Tuesday, February 01, 2005

Changes in bird culling practices in Vietnam

An interesting story from China Economic Net compares the bird culling practices of last year's bird flu outbreak in Vietnam to what is being tried this year. In 2004, following advice of outside experts, systematic killing within an area of three kilometers radius around an affected flock was the rule. It became apparent that this was not solving the problem because transmission was taking place during transport of chickens by foot and motorcycles.
"If on a Monday a farm is affected and the previous Saturday the farmer had sold his chickens to his cousin 50 kilometres (30 miles) away, then all the chickens in the cousin's farm too should be slaughtered," [said Patrice Gautier, head of Veterinarians Without Borders (VSF]. "That's much more effective than blindly killing all chickens in a three-kilometre radius."
As a result, the number birds killed has fallen sharply, amounting to about a million this year compared to almost 5 million last year.

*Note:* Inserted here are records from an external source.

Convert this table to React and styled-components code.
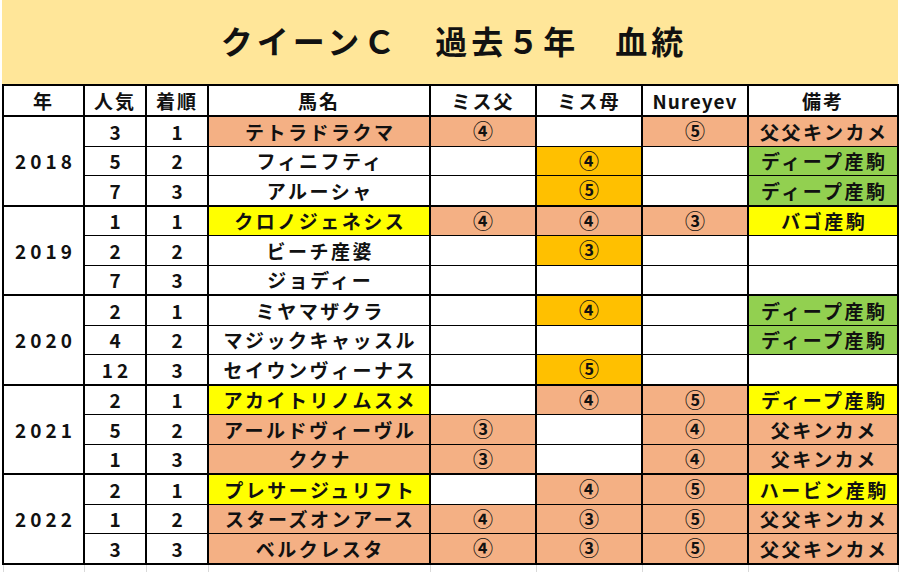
import React from "react";
import styled, { createGlobalStyle } from "styled-components";

const GlobalStyle = createGlobalStyle`
  html, body { margin: 0; padding: 0; background: #ffffff; }
  body { font-family: "Noto Sans CJK JP", "Noto Sans", sans-serif; }
`;

const FILLS = {
  white: "#ffffff",
  salmon: "#F4B084",
  orange: "#FFC000",
  green: "#92D050",
  yellow: "#FFFF00",
};

const Sheet = styled.div`
  width: 902px;
  height: 572px;
  overflow: hidden;
  box-sizing: border-box;
  padding: 0 2px 0 2px;
  background: #ffffff;
`;

const TitleBand = styled.div`
  height: 84px;
  width: 896px;
  background: #FFE699;
  display: flex;
  align-items: center;
  justify-content: center;
  font-size: 32px;
  font-weight: 700;
  letter-spacing: 4px;
  color: #111;
  padding: 0 0 5px 8px;
  box-sizing: border-box;
`;

const Table = styled.table`
  border-collapse: collapse;
  table-layout: fixed;
  width: 897px;
  color: #111;
  font-weight: 700;
  font-size: 19px;
`;

const HeadCell = styled.th`
  height: 29px;
  padding: 0;
  border: 2px solid #000;
  background: #ffffff;
  text-align: center;
  font-weight: 700;
  letter-spacing: ${(p) => (p.$latin ? "1px" : "2px")};
  line-height: 1;
`;

const Cell = styled.td`
  height: 28.5px;
  padding: 0;
  text-align: center;
  vertical-align: middle;
  line-height: 1;
  white-space: nowrap;
  background: ${(p) => FILLS[p.$fill || "white"]};
  border-left: 2px solid #000;
  border-right: 2px solid #000;
  border-top: ${(p) => (p.$groupTop ? "2px" : "1px")} solid #000;
  border-bottom: ${(p) => (p.$groupEnd ? "2px" : "1px")} solid #000;
  letter-spacing: ${(p) => (p.$digits ? "4px" : "2.5px")};
  padding-left: ${(p) => (p.$digits ? "4px" : "2.5px")};
  font-size: ${(p) => (p.$mark ? "20px" : "19px")};
`;

const GridRow = styled.tr`
  height: 8px;
`;

const GridCell = styled.td`
  padding: 0;
  border-left: 1px solid #d9d9d9;
  border-right: 1px solid #d9d9d9;
`;

const COLS = [81, 62, 62, 222, 106, 106, 106, 150];
const HEADERS = ["年", "人気", "着順", "馬名", "ミス父", "ミス母", "Nureyev", "備考"];

const S = "salmon", W = "white", O = "orange", G = "green", Y = "yellow";

const GROUPS = [
  {
    year: "2018",
    rows: [
      ["3", "1", ["テトラドラクマ", S], ["④", S], ["", W], ["⑤", S], ["父父キンカメ", S]],
      ["5", "2", ["フィニフティ", W], ["", W], ["④", O], ["", W], ["ディープ産駒", G]],
      ["7", "3", ["アルーシャ", W], ["", W], ["⑤", O], ["", W], ["ディープ産駒", G]],
    ],
  },
  {
    year: "2019",
    rows: [
      ["1", "1", ["クロノジェネシス", Y], ["④", S], ["④", S], ["③", S], ["バゴ産駒", Y]],
      ["2", "2", ["ビーチ産婆", W], ["", W], ["③", O], ["", W], ["", W]],
      ["7", "3", ["ジョディー", W], ["", W], ["", W], ["", W], ["", W]],
    ],
  },
  {
    year: "2020",
    rows: [
      ["2", "1", ["ミヤマザクラ", W], ["", W], ["④", O], ["", W], ["ディープ産駒", G]],
      ["4", "2", ["マジックキャッスル", W], ["", W], ["", W], ["", W], ["ディープ産駒", G]],
      ["12", "3", ["セイウンヴィーナス", W], ["", W], ["⑤", O], ["", W], ["", W]],
    ],
  },
  {
    year: "2021",
    rows: [
      ["2", "1", ["アカイトリノムスメ", Y], ["", W], ["④", S], ["⑤", S], ["ディープ産駒", Y]],
      ["5", "2", ["アールドヴィーヴル", S], ["③", S], ["", W], ["④", S], ["父キンカメ", S]],
      ["1", "3", ["ククナ", S], ["③", S], ["", W], ["④", S], ["父キンカメ", S]],
    ],
  },
  {
    year: "2022",
    rows: [
      ["2", "1", ["プレサージュリフト", Y], ["", W], ["④", S], ["⑤", S], ["ハービン産駒", Y]],
      ["1", "2", ["スターズオンアース", S], ["④", S], ["③", S], ["⑤", S], ["父父キンカメ", S]],
      ["3", "3", ["ベルクレスタ", S], ["④", S], ["③", S], ["⑤", S], ["父父キンカメ", S]],
    ],
  },
];

const isMark = (t) => /^[①-⑳]$/.test(t);

export default function App() {
  return (
    <>
      <GlobalStyle />
      <Sheet>
        <TitleBand>クイーンＣ　過去５年　血統</TitleBand>
        <Table>
          <colgroup>
            {COLS.map((w, i) => (
              <col key={i} style={{ width: w }} />
            ))}
          </colgroup>
          <thead>
            <tr>
              {HEADERS.map((h) => (
                <HeadCell key={h} $latin={h === "Nureyev"}>
                  {h}
                </HeadCell>
              ))}
            </tr>
          </thead>
          <tbody>
            {GROUPS.map((g, gi) =>
              g.rows.map((r, ri) => {
                const top = ri === 0;
                const end = ri === g.rows.length - 1;
                return (
                  <tr key={`${gi}-${ri}`}>
                    {top && (
                      <Cell rowSpan={3} $groupTop $groupEnd $digits>
                        {g.year}
                      </Cell>
                    )}
                    <Cell $groupTop={top} $groupEnd={end} $digits>
                      {r[0]}
                    </Cell>
                    <Cell $groupTop={top} $groupEnd={end} $digits>
                      {r[1]}
                    </Cell>
                    {r.slice(2).map(([text, fill], ci) => (
                      <Cell
                        key={ci}
                        $fill={fill}
                        $groupTop={top}
                        $groupEnd={end}
                        $mark={isMark(text)}
                      >
                        {text}
                      </Cell>
                    ))}
                  </tr>
                );
              })
            )}
            <GridRow>
              {COLS.map((w, i) => (
                <GridCell key={i} />
              ))}
            </GridRow>
          </tbody>
        </Table>
      </Sheet>
    </>
  );
}
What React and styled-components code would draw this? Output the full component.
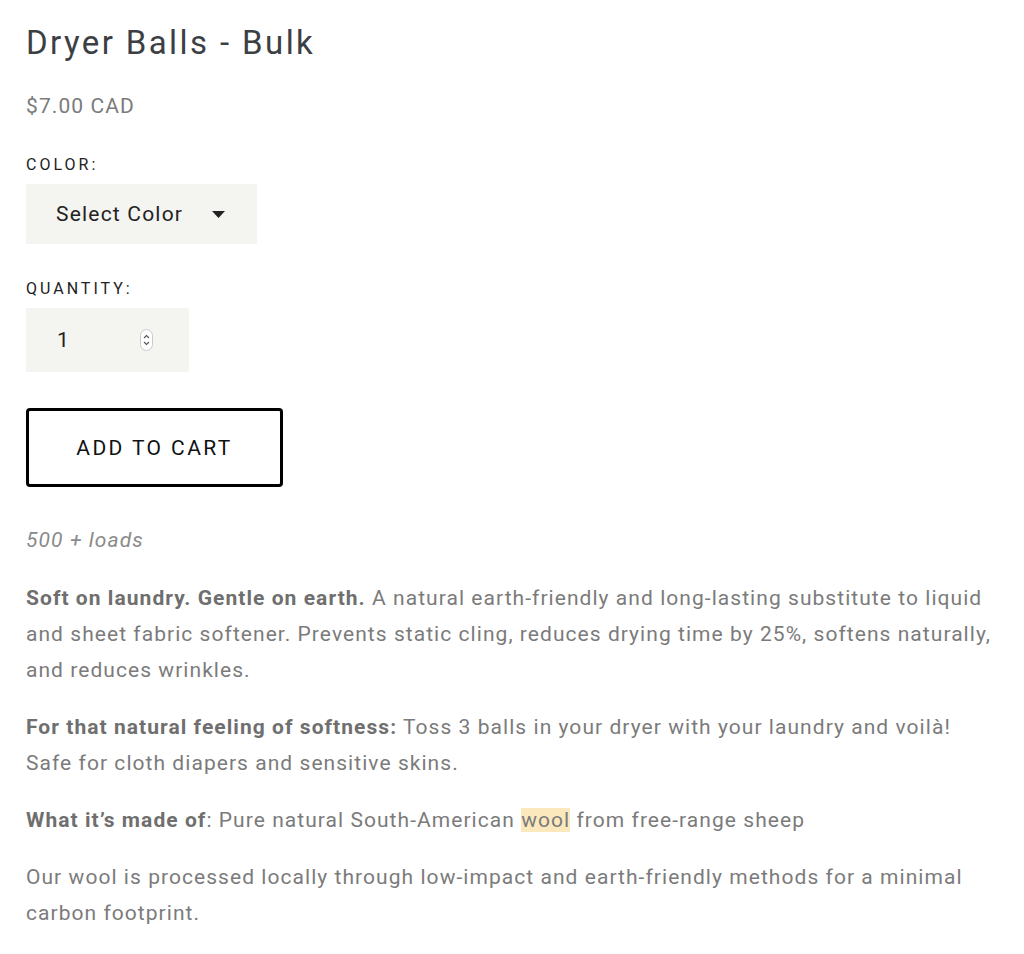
import React from "react";
import styled, { createGlobalStyle } from "styled-components";

const GlobalStyle = createGlobalStyle`
  html, body {
    margin: 0;
    padding: 0;
    background: #fff;
  }
  body {
    font-family: Roboto, "Liberation Sans", sans-serif;
  }
`;

export default function App() {
  return (
    <>
      <GlobalStyle />
      <Page>
        <Title>Dryer Balls - Bulk</Title>
        <Price>$7.00 CAD</Price>

        <Label>Color:</Label>
        <SelectBox>
          <span>Select Color</span>
          <svg width="13" height="7" viewBox="0 0 13 7">
            <path d="M0 0h13L6.5 7z" fill="#222" />
          </svg>
        </SelectBox>

        <Label>Quantity:</Label>
        <QtyBox>
          <QtyValue>1</QtyValue>
          <svg width="13" height="22" viewBox="0 0 13 22">
            <rect x="0.5" y="0.5" width="12" height="21" rx="6" fill="#fff" stroke="#c9c9c9" />
            <path d="M4 9l2.5-2.5L9 9" fill="none" stroke="#555" strokeWidth="1.1" />
            <path d="M4 13l2.5 2.5L9 13" fill="none" stroke="#555" strokeWidth="1.1" />
          </svg>
        </QtyBox>

        <CartButton>Add to cart</CartButton>

        <Loads>500 + loads</Loads>

        <Description>
          <p>
            <b>Soft on laundry. Gentle on earth.</b> A natural earth-friendly and long-lasting substitute to liquid
            and sheet fabric softener. Prevents static cling, reduces drying time by 25%, softens naturally, and
            reduces wrinkles.
          </p>
          <p>
            <b>For that natural feeling of softness:</b> Toss 3 balls in your dryer with your laundry and voilà!
            Safe for cloth diapers and sensitive skins.
          </p>
          <p>
            <b>What it’s made of</b>: Pure natural South-American <Mark>wool</Mark> from free-range sheep
          </p>
          <p>
            Our wool is processed locally through low-impact and earth-friendly methods for a minimal carbon
            footprint.
          </p>
        </Description>
      </Page>
    </>
  );
}

const Page = styled.div`
  width: 972px;
  padding: 22px 0 20px 26px;
`;

const Title = styled.h1`
  margin: 0;
  font-size: 33px;
  font-weight: 400;
  line-height: 42px;
  letter-spacing: 2.4px;
  color: #3c3f43;
`;

const Price = styled.div`
  margin-top: 28px;
  font-size: 21px;
  line-height: 28px;
  letter-spacing: 1.1px;
  color: #7b7b7b;
`;

const Label = styled.div`
  margin-top: 35px;
  font-size: 16px;
  line-height: 20px;
  letter-spacing: 3px;
  text-transform: uppercase;
  color: #222;
`;

const SelectBox = styled.div`
  margin-top: 9px;
  width: 231px;
  height: 60px;
  box-sizing: border-box;
  padding: 0 32px 0 30px;
  display: flex;
  align-items: center;
  justify-content: space-between;
  background: #f4f4f0;
  font-size: 21px;
  letter-spacing: 1.2px;
  color: #222;
`;

const QtyBox = styled.div`
  margin-top: 9px;
  width: 163px;
  height: 64px;
  box-sizing: border-box;
  padding: 0 0 0 31px;
  display: flex;
  align-items: center;
  background: #f4f4f0;
  font-size: 21px;
  color: #222;
`;

const QtyValue = styled.span`
  width: 83px;
`;

const CartButton = styled.button`
  display: block;
  margin-top: 36px;
  width: 257px;
  height: 79px;
  box-sizing: border-box;
  border: 3px solid #000;
  border-radius: 4px;
  background: #fff;
  font-family: Roboto, "Liberation Sans", sans-serif;
  font-size: 21px;
  letter-spacing: 2.4px;
  text-transform: uppercase;
  color: #111;
`;

const Loads = styled.p`
  margin: 39px 0 0;
  font-size: 21px;
  line-height: 28px;
  letter-spacing: 1.1px;
  font-style: italic;
  color: #8a8a8a;
`;

const Description = styled.div`
  margin-top: 26px;
  display: flex;
  flex-direction: column;
  gap: 21px;
  font-size: 21px;
  line-height: 36px;
  letter-spacing: 1.05px;
  color: #7b7b7b;

  p {
    margin: 0;
  }

  b {
    font-weight: 700;
    color: #6f6f6f;
  }
`;

const Mark = styled.span`
  background: #fbe8bd;
`;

While the number of human cases is similar to last year (12 this year compared to 8 at this time last year), everyone is wary the virus will adapt to allow facile human-to-human transmission. Several suspicious family and geographic clusters are being investigated but no conclusions have been drawn. Henry Niman at Recombinomics is keeping track and updating the cluster information for those interested (see the News and Commentary section of his site).